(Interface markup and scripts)
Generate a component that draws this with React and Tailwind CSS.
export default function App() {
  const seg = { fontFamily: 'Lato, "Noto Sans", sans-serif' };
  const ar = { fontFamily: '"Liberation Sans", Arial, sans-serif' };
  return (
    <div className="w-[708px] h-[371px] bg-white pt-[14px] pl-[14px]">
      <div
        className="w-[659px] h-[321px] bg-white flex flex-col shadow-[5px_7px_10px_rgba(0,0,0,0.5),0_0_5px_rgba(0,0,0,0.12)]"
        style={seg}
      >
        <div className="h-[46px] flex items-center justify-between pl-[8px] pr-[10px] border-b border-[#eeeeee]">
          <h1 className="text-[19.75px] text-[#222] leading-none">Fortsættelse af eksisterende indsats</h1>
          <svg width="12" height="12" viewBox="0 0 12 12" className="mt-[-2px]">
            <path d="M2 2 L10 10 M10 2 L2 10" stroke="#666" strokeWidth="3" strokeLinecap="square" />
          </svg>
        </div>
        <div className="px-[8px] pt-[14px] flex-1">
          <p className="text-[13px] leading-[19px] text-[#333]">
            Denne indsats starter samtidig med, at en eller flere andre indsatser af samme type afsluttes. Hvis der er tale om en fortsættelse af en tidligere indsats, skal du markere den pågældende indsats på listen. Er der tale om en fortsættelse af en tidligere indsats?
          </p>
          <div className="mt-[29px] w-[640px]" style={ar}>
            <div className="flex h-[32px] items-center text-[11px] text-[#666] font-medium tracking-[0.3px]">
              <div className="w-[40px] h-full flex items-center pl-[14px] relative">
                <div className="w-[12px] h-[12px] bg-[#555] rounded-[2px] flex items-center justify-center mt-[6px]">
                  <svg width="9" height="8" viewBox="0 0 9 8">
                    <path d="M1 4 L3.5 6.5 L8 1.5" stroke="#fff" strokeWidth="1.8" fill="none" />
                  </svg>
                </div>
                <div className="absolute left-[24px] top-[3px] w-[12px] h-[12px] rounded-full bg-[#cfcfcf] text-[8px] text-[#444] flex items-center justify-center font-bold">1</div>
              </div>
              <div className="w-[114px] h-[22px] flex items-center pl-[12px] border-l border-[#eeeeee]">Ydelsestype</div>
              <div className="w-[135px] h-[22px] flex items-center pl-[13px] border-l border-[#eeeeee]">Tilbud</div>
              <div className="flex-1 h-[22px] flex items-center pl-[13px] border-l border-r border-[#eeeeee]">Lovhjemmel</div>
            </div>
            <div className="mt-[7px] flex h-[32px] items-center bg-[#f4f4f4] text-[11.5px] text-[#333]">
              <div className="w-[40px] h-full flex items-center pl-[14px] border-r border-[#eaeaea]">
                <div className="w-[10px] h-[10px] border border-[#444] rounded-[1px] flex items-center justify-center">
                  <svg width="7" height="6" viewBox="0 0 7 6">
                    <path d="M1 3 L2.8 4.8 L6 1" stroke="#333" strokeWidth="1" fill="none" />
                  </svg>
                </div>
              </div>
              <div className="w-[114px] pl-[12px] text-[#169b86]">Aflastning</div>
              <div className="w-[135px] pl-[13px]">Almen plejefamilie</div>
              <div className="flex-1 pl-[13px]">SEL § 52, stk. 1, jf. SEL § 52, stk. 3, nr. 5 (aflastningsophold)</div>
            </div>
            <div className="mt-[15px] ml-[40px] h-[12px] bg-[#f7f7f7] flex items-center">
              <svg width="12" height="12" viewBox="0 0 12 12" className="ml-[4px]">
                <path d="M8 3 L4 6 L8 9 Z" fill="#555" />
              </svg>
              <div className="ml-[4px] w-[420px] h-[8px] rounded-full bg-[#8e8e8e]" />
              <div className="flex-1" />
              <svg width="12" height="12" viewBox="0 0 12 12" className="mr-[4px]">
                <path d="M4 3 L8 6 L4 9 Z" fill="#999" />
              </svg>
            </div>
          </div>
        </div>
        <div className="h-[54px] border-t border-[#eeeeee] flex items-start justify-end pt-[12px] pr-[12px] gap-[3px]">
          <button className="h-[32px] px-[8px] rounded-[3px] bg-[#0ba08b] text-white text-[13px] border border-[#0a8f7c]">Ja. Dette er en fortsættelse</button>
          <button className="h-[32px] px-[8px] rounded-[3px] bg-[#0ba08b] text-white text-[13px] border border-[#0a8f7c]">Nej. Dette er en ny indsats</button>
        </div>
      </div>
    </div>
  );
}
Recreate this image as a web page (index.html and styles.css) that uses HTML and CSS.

Stated task: Go through the data above and find the lines with the word "this". Copy each of those lines.

Output of the exercise:
Generate a component that draws this with React and Tailwind CSS.
Recreate this image as a web page (index.html and styles.css) that uses HTML and CSS.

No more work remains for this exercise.